Supplied information:
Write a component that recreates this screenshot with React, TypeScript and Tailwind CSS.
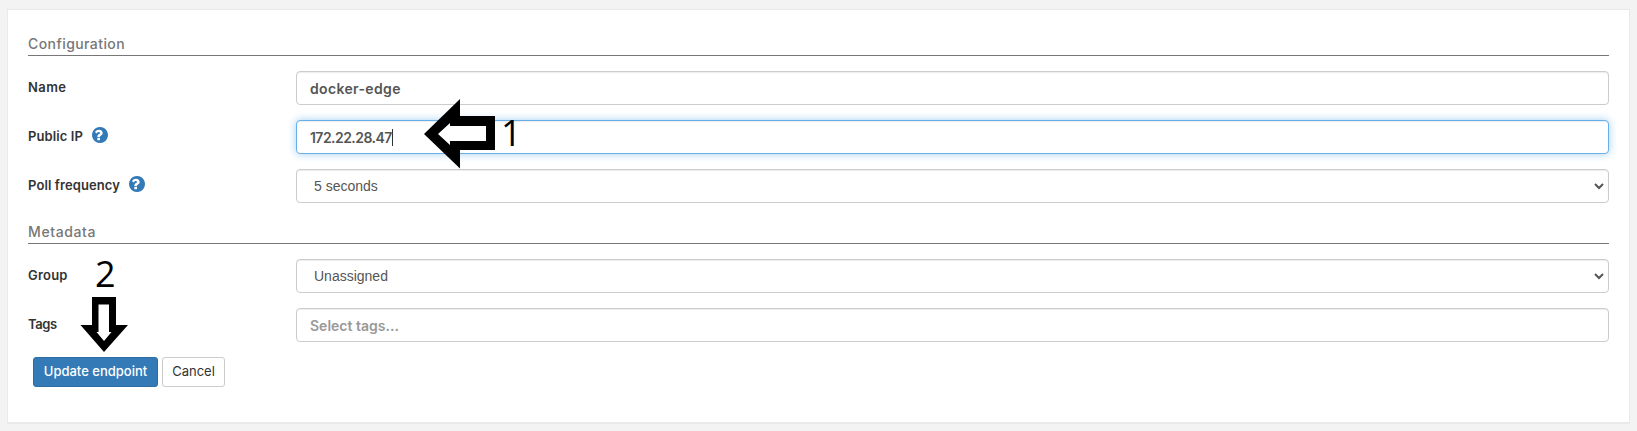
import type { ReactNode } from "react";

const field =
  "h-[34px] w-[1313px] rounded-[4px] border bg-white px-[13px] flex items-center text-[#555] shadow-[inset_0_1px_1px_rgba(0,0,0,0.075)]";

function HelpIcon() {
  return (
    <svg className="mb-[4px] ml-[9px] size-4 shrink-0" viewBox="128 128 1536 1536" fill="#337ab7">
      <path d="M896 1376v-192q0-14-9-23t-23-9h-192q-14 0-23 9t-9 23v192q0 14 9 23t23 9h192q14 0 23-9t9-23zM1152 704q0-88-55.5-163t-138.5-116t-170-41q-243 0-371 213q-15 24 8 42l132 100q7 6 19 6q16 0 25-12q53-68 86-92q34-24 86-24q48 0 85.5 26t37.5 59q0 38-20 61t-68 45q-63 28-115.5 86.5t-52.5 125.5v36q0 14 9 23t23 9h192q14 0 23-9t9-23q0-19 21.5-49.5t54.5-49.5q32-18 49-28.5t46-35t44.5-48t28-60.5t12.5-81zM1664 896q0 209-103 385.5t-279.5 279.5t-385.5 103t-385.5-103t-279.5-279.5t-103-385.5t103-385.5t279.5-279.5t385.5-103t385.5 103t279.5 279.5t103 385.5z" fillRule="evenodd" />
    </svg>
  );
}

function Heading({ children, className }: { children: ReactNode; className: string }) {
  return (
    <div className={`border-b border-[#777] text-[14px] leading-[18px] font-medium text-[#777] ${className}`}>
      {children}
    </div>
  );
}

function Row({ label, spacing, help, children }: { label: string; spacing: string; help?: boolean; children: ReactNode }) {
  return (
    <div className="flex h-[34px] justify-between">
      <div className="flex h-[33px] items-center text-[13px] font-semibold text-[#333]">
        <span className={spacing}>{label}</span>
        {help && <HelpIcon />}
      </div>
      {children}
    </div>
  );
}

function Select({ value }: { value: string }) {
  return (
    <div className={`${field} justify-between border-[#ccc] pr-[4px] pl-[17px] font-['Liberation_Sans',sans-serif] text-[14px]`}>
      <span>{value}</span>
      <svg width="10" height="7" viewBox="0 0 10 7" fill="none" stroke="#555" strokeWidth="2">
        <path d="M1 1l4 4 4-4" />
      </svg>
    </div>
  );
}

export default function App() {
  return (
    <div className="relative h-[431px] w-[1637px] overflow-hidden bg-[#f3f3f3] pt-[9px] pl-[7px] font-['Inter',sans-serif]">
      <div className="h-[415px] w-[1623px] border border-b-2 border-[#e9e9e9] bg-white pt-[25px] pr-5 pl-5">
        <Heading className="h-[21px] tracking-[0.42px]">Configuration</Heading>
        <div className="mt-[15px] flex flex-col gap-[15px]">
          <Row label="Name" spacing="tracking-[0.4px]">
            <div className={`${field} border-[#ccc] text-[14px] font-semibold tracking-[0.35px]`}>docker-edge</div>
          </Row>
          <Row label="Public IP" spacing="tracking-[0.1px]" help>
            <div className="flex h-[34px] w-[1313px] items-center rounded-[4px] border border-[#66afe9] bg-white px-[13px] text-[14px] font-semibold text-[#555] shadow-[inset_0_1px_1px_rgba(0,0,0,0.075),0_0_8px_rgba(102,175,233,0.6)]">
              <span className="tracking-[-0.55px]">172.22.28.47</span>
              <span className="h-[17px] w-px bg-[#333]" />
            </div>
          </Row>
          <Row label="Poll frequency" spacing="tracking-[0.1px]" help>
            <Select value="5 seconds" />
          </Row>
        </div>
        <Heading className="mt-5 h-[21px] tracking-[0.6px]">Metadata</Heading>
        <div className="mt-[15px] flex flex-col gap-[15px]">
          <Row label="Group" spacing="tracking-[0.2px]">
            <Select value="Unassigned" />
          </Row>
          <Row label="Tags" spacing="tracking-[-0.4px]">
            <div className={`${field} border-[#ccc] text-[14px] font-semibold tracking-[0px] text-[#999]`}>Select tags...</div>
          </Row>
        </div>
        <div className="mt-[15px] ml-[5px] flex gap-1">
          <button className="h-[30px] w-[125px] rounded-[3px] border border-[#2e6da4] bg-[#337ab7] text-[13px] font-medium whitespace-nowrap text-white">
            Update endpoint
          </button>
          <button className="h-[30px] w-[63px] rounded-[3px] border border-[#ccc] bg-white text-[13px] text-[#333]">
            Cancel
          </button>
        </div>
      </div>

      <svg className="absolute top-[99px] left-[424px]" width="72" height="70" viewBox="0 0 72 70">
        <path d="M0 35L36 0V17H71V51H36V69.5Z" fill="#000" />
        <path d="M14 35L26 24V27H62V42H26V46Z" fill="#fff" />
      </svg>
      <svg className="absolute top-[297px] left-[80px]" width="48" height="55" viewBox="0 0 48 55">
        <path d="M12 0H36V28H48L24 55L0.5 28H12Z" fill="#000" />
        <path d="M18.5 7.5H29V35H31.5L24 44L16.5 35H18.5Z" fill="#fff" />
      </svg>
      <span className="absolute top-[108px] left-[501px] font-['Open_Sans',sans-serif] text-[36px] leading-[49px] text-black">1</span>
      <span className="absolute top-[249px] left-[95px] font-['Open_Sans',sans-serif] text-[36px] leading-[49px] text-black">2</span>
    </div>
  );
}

What to work on: Write out the data precisely as given, excluding the pictures.

Answer for the task:
Write a component that recreates this screenshot with React, TypeScript and Tailwind CSS.
import type { ReactNode } from "react";

const field =
  "h-[34px] w-[1313px] rounded-[4px] border bg-white px-[13px] flex items-center text-[#555] shadow-[inset_0_1px_1px_rgba(0,0,0,0.075)]";

function HelpIcon() {
  return (
    <svg className="mb-[4px] ml-[9px] size-4 shrink-0" viewBox="128 128 1536 1536" fill="#337ab7">
      <path d="M896 1376v-192q0-14-9-23t-23-9h-192q-14 0-23 9t-9 23v192q0 14 9 23t23 9h192q14 0 23-9t9-23zM1152 704q0-88-55.5-163t-138.5-116t-170-41q-243 0-371 213q-15 24 8 42l132 100q7 6 19 6q16 0 25-12q53-68 86-92q34-24 86-24q48 0 85.5 26t37.5 59q0 38-20 61t-68 45q-63 28-115.5 86.5t-52.5 125.5v36q0 14 9 23t23 9h192q14 0 23-9t9-23q0-19 21.5-49.5t54.5-49.5q32-18 49-28.5t46-35t44.5-48t28-60.5t12.5-81zM1664 896q0 209-103 385.5t-279.5 279.5t-385.5 103t-385.5-103t-279.5-279.5t-103-385.5t103-385.5t279.5-279.5t385.5-103t385.5 103t279.5 279.5t103 385.5z" fillRule="evenodd" />
    </svg>
  );
}

function Heading({ children, className }: { children: ReactNode; className: string }) {
  return (
    <div className={`border-b border-[#777] text-[14px] leading-[18px] font-medium text-[#777] ${className}`}>
      {children}
    </div>
  );
}

function Row({ label, spacing, help, children }: { label: string; spacing: string; help?: boolean; children: ReactNode }) {
  return (
    <div className="flex h-[34px] justify-between">
      <div className="flex h-[33px] items-center text-[13px] font-semibold text-[#333]">
        <span className={spacing}>{label}</span>
        {help && <HelpIcon />}
      </div>
      {children}
    </div>
  );
}

function Select({ value }: { value: string }) {
  return (
    <div className={`${field} justify-between border-[#ccc] pr-[4px] pl-[17px] font-['Liberation_Sans',sans-serif] text-[14px]`}>
      <span>{value}</span>
      <svg width="10" height="7" viewBox="0 0 10 7" fill="none" stroke="#555" strokeWidth="2">
        <path d="M1 1l4 4 4-4" />
      </svg>
    </div>
  );
}

export default function App() {
  return (
    <div className="relative h-[431px] w-[1637px] overflow-hidden bg-[#f3f3f3] pt-[9px] pl-[7px] font-['Inter',sans-serif]">
      <div className="h-[415px] w-[1623px] border border-b-2 border-[#e9e9e9] bg-white pt-[25px] pr-5 pl-5">
        <Heading className="h-[21px] tracking-[0.42px]">Configuration</Heading>
        <div className="mt-[15px] flex flex-col gap-[15px]">
          <Row label="Name" spacing="tracking-[0.4px]">
            <div className={`${field} border-[#ccc] text-[14px] font-semibold tracking-[0.35px]`}>docker-edge</div>
          </Row>
          <Row label="Public IP" spacing="tracking-[0.1px]" help>
            <div className="flex h-[34px] w-[1313px] items-center rounded-[4px] border border-[#66afe9] bg-white px-[13px] text-[14px] font-semibold text-[#555] shadow-[inset_0_1px_1px_rgba(0,0,0,0.075),0_0_8px_rgba(102,175,233,0.6)]">
              <span className="tracking-[-0.55px]">172.22.28.47</span>
              <span className="h-[17px] w-px bg-[#333]" />
            </div>
          </Row>
          <Row label="Poll frequency" spacing="tracking-[0.1px]" help>
            <Select value="5 seconds" />
          </Row>
        </div>
        <Heading className="mt-5 h-[21px] tracking-[0.6px]">Metadata</Heading>
        <div className="mt-[15px] flex flex-col gap-[15px]">
          <Row label="Group" spacing="tracking-[0.2px]">
            <Select value="Unassigned" />
          </Row>
          <Row label="Tags" spacing="tracking-[-0.4px]">
            <div className={`${field} border-[#ccc] text-[14px] font-semibold tracking-[0px] text-[#999]`}>Select tags...</div>
          </Row>
        </div>
        <div className="mt-[15px] ml-[5px] flex gap-1">
          <button className="h-[30px] w-[125px] rounded-[3px] border border-[#2e6da4] bg-[#337ab7] text-[13px] font-medium whitespace-nowrap text-white">
            Update endpoint
          </button>
          <button className="h-[30px] w-[63px] rounded-[3px] border border-[#ccc] bg-white text-[13px] text-[#333]">
            Cancel
          </button>
        </div>
      </div>

      <svg className="absolute top-[99px] left-[424px]" width="72" height="70" viewBox="0 0 72 70">
        <path d="M0 35L36 0V17H71V51H36V69.5Z" fill="#000" />
        <path d="M14 35L26 24V27H62V42H26V46Z" fill="#fff" />
      </svg>
      <svg className="absolute top-[297px] left-[80px]" width="48" height="55" viewBox="0 0 48 55">
        <path d="M12 0H36V28H48L24 55L0.5 28H12Z" fill="#000" />
        <path d="M18.5 7.5H29V35H31.5L24 44L16.5 35H18.5Z" fill="#fff" />
      </svg>
      <span className="absolute top-[108px] left-[501px] font-['Open_Sans',sans-serif] text-[36px] leading-[49px] text-black">1</span>
      <span className="absolute top-[249px] left-[95px] font-['Open_Sans',sans-serif] text-[36px] leading-[49px] text-black">2</span>
    </div>
  );
}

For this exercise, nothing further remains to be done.